Thursday, January 19, 2012

Taxonomy Merging or Mapping

Yesterday I gave a webinar presentation for members of Taxonomy Division of the SLA professional association, entitled “Taxonomy Updating, Combining, and Translating.” It was not the first time I presented on these topics and on the topic of taxonomy combining (mapping and merging) in particular. What was different this time is that I am currently involved in a project that involves taxonomy merging.  But since I’m right in the middle of the project, I had not had the time to reflect on it and include takeaways from this project in yesterday’s presentation. Now I shall.

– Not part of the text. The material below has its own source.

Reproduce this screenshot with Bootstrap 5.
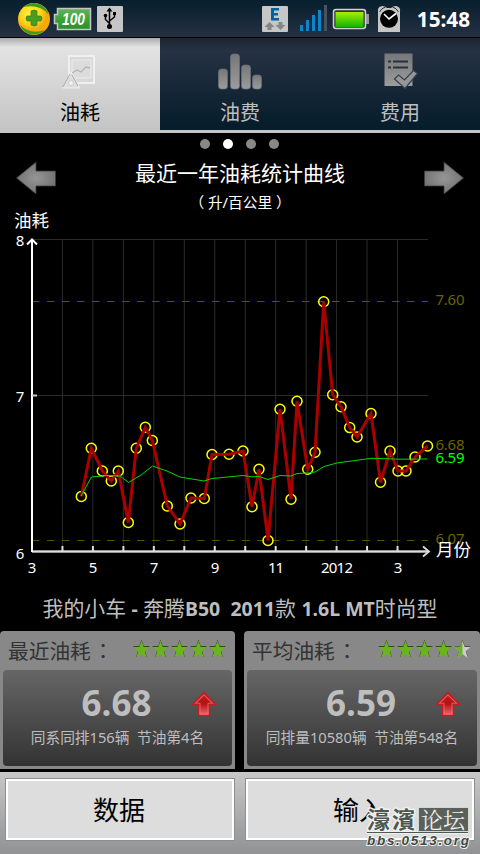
<!DOCTYPE html>
<html lang="zh-CN">
<head>
    <meta charset="UTF-8">
    <meta name="viewport" content="width=device-width, initial-scale=1.0">
    <title>油耗</title>
    <link href="https://cdn.jsdelivr.net/npm/bootstrap@5.3.0/dist/css/bootstrap.min.css" rel="stylesheet">
    <style>
        body {
            background: #000;
            color: #fff;
            font-family: "Noto Sans", "Noto Sans CJK SC", sans-serif;
            overflow: hidden;
        }
        svg { display: block; flex: none; }
        .app { width: 480px; height: 854px; }
        .status-bar {
            height: 38px;
            border-bottom: 1px solid #000;
            background: linear-gradient(#061f2e, #263042);
            padding: 0 10px 0 17px;
        }
        .clock { font-size: 20.7px; line-height: 38px; font-weight: 700; margin-left: 15px; padding-top: 1px; }
        .tabs {
            height: 95px;
            background: linear-gradient(#1d242f, #263144 12px, #051c2a 92px, #c4c4c4 92px);
        }
        .tab-item { color: #bebebe; font-size: 20px; line-height: 28px; padding-top: 14px; }
        .tab-item.active { color: #000; background: linear-gradient(#a9a9a9, #e3e3e3 9px, #c4c4c4 92px); }
        .tab-item svg { margin-bottom: 7px; }
        .dots { height: 22px; gap: 13px; padding-right: 2px; }
        .dot { width: 10px; height: 10px; border-radius: 50%; background: #888; }
        .dot.on { background: #fff; }
        .chart-head { height: 57px; padding: 0 15px; }
        .chart-title { font-size: 21px; line-height: 34px; }
        .chart-unit { font-size: 14.7px; line-height: 26px; }
        .car-name { height: 51px; padding-top: 3px; font-size: 20.9px; line-height: 50px; color: #bebebe; white-space: pre; }
        .car-name b { font-size: 19.5px; }
        .stats { height: 138px; gap: 9px; }
        .stat-box { background: #888; border-radius: 4px 4px 0 0; padding: 0 3px 3px; }
        .stat-head { height: 39px; padding: 0 4px 0 5px; color: #333; font-size: 20.7px; line-height: 38px; }
        .colon { font-family: "Noto Sans CJK TC", sans-serif; margin-left: 2px; }
        .stat-body {
            height: 96px;
            border-radius: 4px;
            background: linear-gradient(#666, #333);
            color: #bebebe;
            padding-top: 9px;
        }
        .stat-value { font-size: 35px; line-height: 48px; font-weight: 700; padding-right: 2px; }
        .stat-note { font-size: 14.7px; line-height: 21px; white-space: pre; }
        .trend { right: 15px; top: 21px; }
        .stat-box + .stat-box .trend { right: 16px; }
        .actions {
            height: 82px;
            margin-top: 3px;
            padding: 6px 5px 0;
            gap: 10px;
            background: linear-gradient(#c8c8c8, #909294);
        }
        .action-btn {
            height: 63px;
            border: 1px solid #8e8e8e;
            border-radius: 0;
            box-shadow: inset 0 0 0 2px #fff;
            background: #ddd;
            color: #000;
            font-size: 26px;
            line-height: 61px;
            padding: 1px 2px 0 0;
        }
        .forum-mark { right: 6px; bottom: 1px; }
        .cjk { font-family: "Noto Sans CJK SC", sans-serif; }
    </style>
</head>
<body>
<div class="app d-flex flex-column">
    <!-- 状态栏 -->
    <div class="status-bar d-flex align-items-center">
        <svg width="110" height="38" viewBox="17 0 110 38">
            <defs>
                <radialGradient id="ball" cx=".4" cy=".35"><stop offset="0" stop-color="#fff34a"/><stop offset=".6" stop-color="#ffd91a"/><stop offset="1" stop-color="#f5a90b"/></radialGradient>
                <linearGradient id="cell" x2="0" y2="1"><stop offset="0" stop-color="#62b45f"/><stop offset=".5" stop-color="#3ca33c"/><stop offset="1" stop-color="#239323"/></linearGradient>
            </defs>
            <circle cx="34" cy="19" r="16" fill="url(#ball)"/>
            <path d="M23 7Q34-1 44 7Q49 12 48 14Q40 4 23 7ZM20 25Q30 35 45 30Q38 36 29 34Q22 31 20 25Z" fill="#3f9a23"/>
            <path d="M31 11q3-2 6 0v5h4q2 2 0 5h-4v4q-3 2-6 0v-4h-4q-2-3 0-5h4z" fill="#4a9d1e" stroke="#2f7d1c" stroke-width=".7"/>
            <path d="M57.500 8.500h33v21h-33v-6h-3v-9h3z" fill="url(#cell)" stroke="#c6c6c6" stroke-width="1.500"/>
            <text x="62" y="25" font-family="Liberation Sans" font-size="17" font-style="italic" font-weight="700" fill="#fff" textLength="23" lengthAdjust="spacingAndGlyphs">100</text>
            <rect x="97" y="6" width="26" height="26" rx="1" fill="#c6c6c6"/>
            <g fill="none" stroke="#000" stroke-width="1.500"><path d="M109.500 26V9M109.500 23.500L105.500 19.500V16M109.500 21L114.500 17V14"/></g>
            <path d="M109.500 7.500l3 4h-6z"/><circle cx="109.500" cy="26.500" r="2.500"/><circle cx="105.500" cy="15.500" r="1.800"/><path d="M113 12h3v3h-3z"/>
        </svg>
        <svg class="ms-auto" width="142" height="38" viewBox="260 0 142 38">
            <defs><linearGradient id="juice" x2="0" y2="1"><stop offset="0" stop-color="#a4f000"/><stop offset="1" stop-color="#12b400"/></linearGradient></defs>
            <rect x="262" y="6" width="26" height="26" rx="1" fill="#c6c6c6"/>
            <path d="M271 8h8v2.500h-5V13h4v2.500h-4V18h5v2.500h-8z" fill="#00629f"/>
            <path d="M269.500 22l5 5h-3v3h-4v-3h-3zM280.500 30l5-5h-3v-3h-4v3h-3z" fill="#858585"/>
            <path d="M300 25h3v6h-3zM306 20h3v11h-3zM312 15h3v16h-3zM318 10h3v21h-3z" fill="#0a86cc"/>
            <path d="M324 5h3v26h-3z" fill="#4a525e"/>
            <rect x="366" y="14" width="3" height="10" fill="#969696"/>
            <rect x="333.500" y="9.500" width="32" height="19" rx="2.500" fill="#333" stroke="#d0d0d0" stroke-width="1.500"/>
            <rect x="335.500" y="12" width="28" height="15" fill="url(#juice)"/>
            <path d="M378 12q-1-5 4-6q3 0 5 2h4q2-2 5-2q5 1 4 6v20h-22z" fill="#c6c6c6"/>
            <path d="M379.500 12q2-4 6-5M398.500 12q-2-4-6-5" fill="none" stroke="#333" stroke-width="1"/>
            <circle cx="389" cy="18.800" r="9" fill="#000"/>
            <path d="M384 14l5 5 7-5.500" fill="none" stroke="#fff" stroke-width="1.600"/>
        </svg>
        <span class="clock">15:48</span>
    </div>

    <!-- 标签页 -->
    <div class="tabs d-flex">
        <div class="tab-item active col-4 d-flex flex-column align-items-center">
            <svg width="36" height="40" viewBox="62 52 36 40">
                <rect x="69" y="56" width="25" height="27" fill="#d8d8d8" stroke="#f0f0f0" stroke-width="2"/>
                <path d="M72 60h19v18H72z" fill="#dcdcdc" stroke="#ececec"/>
                <path d="M72 73l5-3 4 2 5-5 4 1" fill="none" stroke="#b5b5b5" stroke-width="1.300"/>
                <path d="M71 72l-8 16h17z" fill="#dedede" stroke="#eee"/>
                <path d="M70 74l-7 13M72 75l6 11" stroke="#aaa" fill="none"/>
                <circle cx="71" cy="83" r="2.500" fill="#f1f1f1" stroke="#bbb" stroke-width=".6"/>
            </svg>
            <span>油耗</span>
        </div>
        <div class="tab-item col-4 d-flex flex-column align-items-center">
            <svg width="48" height="40" viewBox="216 52 48 40">
                <defs><linearGradient id="metal" x2="0" y2="1"><stop offset="0" stop-color="#777"/><stop offset="1" stop-color="#9c9c9c"/></linearGradient></defs>
                <g fill="url(#metal)" stroke="#6e747b" stroke-width=".6"><rect x="218.500" y="69" width="9" height="20" rx="3"/><rect x="230.500" y="54" width="9" height="35" rx="3"/><rect x="241.500" y="65" width="9" height="24" rx="3"/><rect x="252.500" y="75" width="9" height="14" rx="3"/></g>
            </svg>
            <span>油费</span>
        </div>
        <div class="tab-item col-4 d-flex flex-column align-items-center">
            <svg width="38" height="40" viewBox="381 52 38 40">
                <path d="M384.500 53.500h28V86h-28z" fill="url(#metal)"/>
                <path d="M388 61.500h3M393 61.500h15M388 67.500h3M393 67.500h15" stroke="#27313f" stroke-width="1.800"/>
                <path d="M394.500 79l4-4 6 5 9-9.500 4 3-12.500 15z" fill="#969696" stroke="#34404d" stroke-width="1.200"/>
            </svg>
            <span>费用</span>
        </div>
    </div>

    <!-- 曲线标题 -->
    <div class="dots d-flex justify-content-center align-items-center">
        <span class="dot"></span><span class="dot on"></span><span class="dot"></span><span class="dot"></span>
    </div>
    <div class="chart-head d-flex justify-content-between">
        <svg width="42" height="46" viewBox="0 0 42 46">
            <defs><radialGradient id="arrow"><stop offset="0" stop-color="#969696"/><stop offset="1" stop-color="#747474"/></radialGradient></defs>
            <path d="M1.500 23L21 7v9h19.500v15H21v8z" fill="url(#arrow)" stroke="#3a3a3a" stroke-width=".8"/>
        </svg>
        <div class="text-center">
            <div class="chart-title cjk">最近一年油耗统计曲线</div>
            <div class="chart-unit">（ 升/百公里 ）</div>
        </div>
        <svg width="42" height="46" viewBox="0 0 42 46"><path d="M40.500 23L21 7v9H1.500v15H21v8z" fill="url(#arrow)" stroke="#3a3a3a" stroke-width=".8"/></svg>
    </div>

    <!-- 油耗曲线 -->
    <svg id="chart" class="overflow-visible" width="480" height="368" viewBox="0 212 480 368" font-size="15" fill="#fff">
        <text x="14" y="227" font-size="17.500">油耗</text>
        <g id="grid" stroke="#2b2b2b" stroke-width="1" fill="none"></g>
        <path d="M32 301.500H428M32 540.500H428" stroke="#555500" stroke-width="1" stroke-dasharray="7.500 7.500"/>
        <g fill="#6a6400">
            <text x="435.500" y="305" textLength="29">7.60</text>
            <text x="435.500" y="450" textLength="29">6.68</text>
            <text x="435.500" y="544" textLength="29">6.07</text>
        </g>
        <text x="435.500" y="463" textLength="29" fill="#0f0">6.59</text>
        <path d="M32 551.500H429" stroke="#999" stroke-width="3"/>
        <path d="M32 551.500H429" stroke="#ddd" stroke-width="1"/>
        <path d="M423 546.500l6 5-6 5" fill="none" stroke="#ddd" stroke-width="1.800"/>
        <path d="M32 552V240" stroke="#fff" stroke-width="2"/>
        <path d="M27 244.500l5-5 5 5" fill="none" stroke="#fff" stroke-width="2"/>
        <path d="M32 395.500h5" stroke="#ccc" stroke-width="2"/>
        <g id="ticks" stroke="#ddd" stroke-width="2"></g>
        <g id="rings" fill="none" stroke="#ff0" stroke-width="1.500"></g>
        <polyline id="fuel" fill="none" stroke="#aa0000" stroke-width="3"/>
        <polyline id="avg" fill="none" stroke="#00d800" stroke-width="1"/>
        <g text-anchor="middle">
            <text x="20" y="246">8</text>
            <text x="20" y="402">7</text>
            <text x="20" y="559">6</text>
            <text x="32" y="573">3</text>
            <text x="93" y="573">5</text>
            <text x="154" y="573">7</text>
            <text x="215" y="573">9</text>
            <text x="276" y="573" textLength="16">11</text>
            <text x="337" y="573" textLength="32">2012</text>
            <text x="398" y="573">3</text>
        </g>
        <text x="436" y="556" font-size="17.500">月份</text>
    </svg>

    <div class="car-name text-center">我的小车 <b>-</b> 奔腾<b>B50  2011</b>款 <b>1.6L MT</b>时尚型</div>

    <!-- 统计 -->
    <div class="stats d-flex">
        <div class="stat-box" style="width: 235px">
            <div class="stat-head d-flex justify-content-between">
                <span>最近油耗<span class="colon" lang="zh-TW">：</span></span>
                <svg class="stars" data-score="5" width="96" height="39"></svg>
            </div>
            <div class="stat-body position-relative text-center">
                <div class="stat-value">6.68</div>
                <div class="stat-note">同系同排156辆  节油第4名</div>
                <svg class="trend position-absolute" width="26" height="26" viewBox="0 0 26 26">
                    <defs><linearGradient id="up" x2="0" y2="1"><stop offset="0" stop-color="#c21c1c"/><stop offset=".5" stop-color="#b41414"/><stop offset="1" stop-color="#f06a74"/></linearGradient></defs>
                    <path d="M13 1.500L24.500 13.500H18.500V24.500H7.500V13.500H1.500Z" fill="url(#up)" stroke="#c51c22" stroke-width="1.500"/>
                    <path d="M13 3.800L21.500 12.300H17V23H9V12.300H4.500Z" fill="none" stroke="#f0737a" stroke-opacity=".7" stroke-width="1.100"/>
                </svg>
            </div>
        </div>
        <div class="stat-box" style="width: 236px">
            <div class="stat-head d-flex justify-content-between">
                <span>平均油耗<span class="colon" lang="zh-TW">：</span></span>
                <svg class="stars" data-score="4.5" width="96" height="39"></svg>
            </div>
            <div class="stat-body position-relative text-center">
                <div class="stat-value">6.59</div>
                <div class="stat-note">同排量10580辆  节油第548名</div>
                <svg class="trend position-absolute" width="26" height="26" viewBox="0 0 26 26">
                    <path d="M13 1.500L24.500 13.500H18.500V24.500H7.500V13.500H1.500Z" fill="url(#up)" stroke="#c51c22" stroke-width="1.500"/>
                    <path d="M13 3.800L21.500 12.300H17V23H9V12.300H4.500Z" fill="none" stroke="#f0737a" stroke-opacity=".7" stroke-width="1.100"/>
                </svg>
            </div>
        </div>
    </div>

    <!-- 操作按钮 -->
    <div class="actions d-flex position-relative">
        <button type="button" class="btn action-btn flex-fill w-50">数据</button>
        <button type="button" class="btn action-btn flex-fill w-50">输入</button>
        <svg class="forum-mark position-absolute overflow-visible" width="112" height="54" viewBox="362 799 112 54">
            <g stroke="#f0f0f0" stroke-width="3" stroke-linejoin="round" fill="none">
                <text x="367" y="828" font-family="Noto Sans CJK TC" font-size="23" font-weight="700" fill="#4d5850" paint-order="stroke" textLength="48">濠濱</text>
                <path d="M367 832.500H468"/>
            </g>
            <rect x="418.500" y="807.500" width="50" height="24" fill="#59615a" stroke="#d4d8d4"/>
            <text x="421" y="828" font-family="Noto Serif CJK SC, Noto Sans CJK SC" font-size="22" fill="#f0f0f0" textLength="44">论坛</text>
            <path d="M367 832.500H468" stroke="#4d5850" stroke-width="1"/>
            <text x="367" y="845" font-family="Liberation Sans" font-size="13.500" font-weight="700" font-style="italic" fill="#3f4942" stroke="#f0f0f0" stroke-width="2" paint-order="stroke" textLength="102">bbs.0513.org</text>
        </svg>
    </div>
</div>

<script src="https://cdn.jsdelivr.net/npm/bootstrap@5.3.0/dist/js/bootstrap.bundle.min.js"></script>
<script>
    const fuel = [
        [81.3, 496.5], [91.3, 448.3], [102.3, 471], [111.3, 481], [118.3, 471], [128.3, 522.5],
        [136.3, 448.3], [145.3, 427.3], [152.3, 440.5], [167.3, 506], [180, 524], [191, 498],
        [204.3, 498.5], [212, 454.5], [229, 454.3], [243, 451], [252, 506.7], [259, 469.3],
        [268, 540.5], [280, 409.3], [291, 499.2], [297, 401.3], [307.7, 469.3], [315, 452.3],
        [323.7, 301.8], [332.7, 394.8], [341, 406.7], [349.7, 427.6], [357, 437], [371, 413.5],
        [380.5, 482.3], [390, 451], [398, 471], [406, 471], [415, 457], [427.5, 446]
    ];
    const avg = [
        [81, 496], [91.5, 477], [106, 475.5], [120, 476], [128.5, 482.5], [141, 475], [152.5, 466],
        [167, 471], [180, 477], [204, 481], [212, 478.5], [243, 475.5], [252, 476.8], [259, 476.5],
        [268, 479.5], [280, 475.5], [291, 476], [297, 473.5], [308, 473], [315, 472], [324, 466.5],
        [337, 463], [355, 460.5], [371, 458.3], [380, 458.5], [400, 459.2], [427, 459]
    ];
    document.getElementById('fuel').setAttribute('points', fuel.join(' '));
    document.getElementById('avg').setAttribute('points', avg.join(' '));
    document.getElementById('rings').innerHTML = fuel.map(p => `<circle cx="${p[0]}" cy="${p[1]}" r="5"/>`).join('');

    // 网格和刻度
    let grid = '<path d="M32 239.500H428M32 395.500H428"/>';
    let ticks = '';
    for (let i = 1; i <= 12; i++) {
        const x = 32 + i * 30.46;
        grid += `<path d="M${x} 239V551"/>`;
        ticks += `<path d="M${x} 546v5"/>`;
    }
    document.getElementById('grid').innerHTML = grid;
    document.getElementById('ticks').innerHTML = ticks;

    // 星级
    const star = 'M8.500 0L10.600 6.300H17L11.800 10.500L13.800 17.500L8.500 13.400L3.200 17.500L5.200 10.500L0 6.300H6.400Z';
    const half = 'M8.500 0V13.400L3.200 17.500L5.200 10.500L0 6.300H6.400Z';
    document.querySelectorAll('.stars').forEach(el => {
        const score = Number(el.dataset.score);
        let html = '';
        for (let i = 0; i < 5; i++) {
            const full = score >= i + 1;
            html += `<g transform="translate(${i * 19 + 1} 9.500)">
                <path d="${star}" fill="#222" transform="translate(0 -.8)"/>
                <path d="${star}" fill="${full ? '#6ab51c' : '#ccc'}"/>
                ${full ? '' : `<path d="${half}" fill="#6ab51c"/>`}</g>`;
        }
        el.innerHTML = html;
    });
</script>
</body>
</html>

Merging and mapping are not the same thing. Merging brings together two taxonomies on the same subject, eliminating duplicate terms, supplementing each other with terms from one or the other taxonomy. The end result is a new and improved taxonomy taking the best of both of the legacy taxonomies. Mapping matches one taxonomy against another, so that terms in one taxonomy may be used for terms in another, such as a user interface taxonomy matching to another taxonomy that had been used to index the content. The end result is that one taxonomy can now retrieve more content.

The project I am involved in was described by the client as “mapping,” but then it became apparent that it was really the merging of taxonomies, not mapping. A second “mapping” component of the project turned out to be more about matching taxonomy to content. While in general it is good practice for the consultant to continue use the client’s own terminology, referring to “merging” as “mapping” was initially confusing. The distinction is important when it comes to activity of term-by-term comparisons, which is done in both merging and mapping.

Equivalent concepts, whether with the same terms or slightly different terms (such as Cars and Automobiles), are easily mapped or merged. So, the distinction between merging and mapping is not that important. In the case of merging you just have to decide which term to use as the preferred term.

The main difference in merging and mapping is how to deal with cases of a term in one taxonomy having a broader meaning that includes a term in the other taxonomy which lacks an equivalent in the first taxonomy. For example, Taxonomy A has the term “Precipitation,” and Taxonomy B has the terms “Snow” and “Rain” but does not have the term “Precipitation.” When you merge taxonomies, you take both terms and establish a hierarchical relationship between them so the merged taxonomy will have Precipitation and two narrower terms of Snow and Rain. As for mapping the taxonomies, you first need to know in which direction you are mapping. If you map from Taxonomy A to Taxonomy B, you cannot map these terms together. You cannot use Snow for Precipitation and you cannot use Rain for Precipitation, because the latter is broader in its meaning. (You could map Precipitation to Weather, if it existed in Taxonomy B, whereas Snow and Rain are left unmapped.)  If you map from Taxonomy B to Taxonomy A, then these terms do map. Precipitation can be used for Snow and for Rain, since it includes both in its meaning.

Mapping needs to be precise, because it is relied upon to retrieve pre-indexed content. Merging, on the other hand does not need to be so precise, as a new taxonomy is the result. Therefore, initially mistaking a merging project for a mapping project, as I first did in this case, is not as bad as mistaking a mapping project for a merging project. I don’t think the latter, is likely, though.

Of course, you may have a project that involves merging two taxonomies and then mapping the resulting new taxonomy back to each of the two legacy taxonomies. This is actually not as much work as two consecutive projects. Adding an additional column in a spreadsheet, you can track merging and mapping at the same time. In fact, my current project involves that.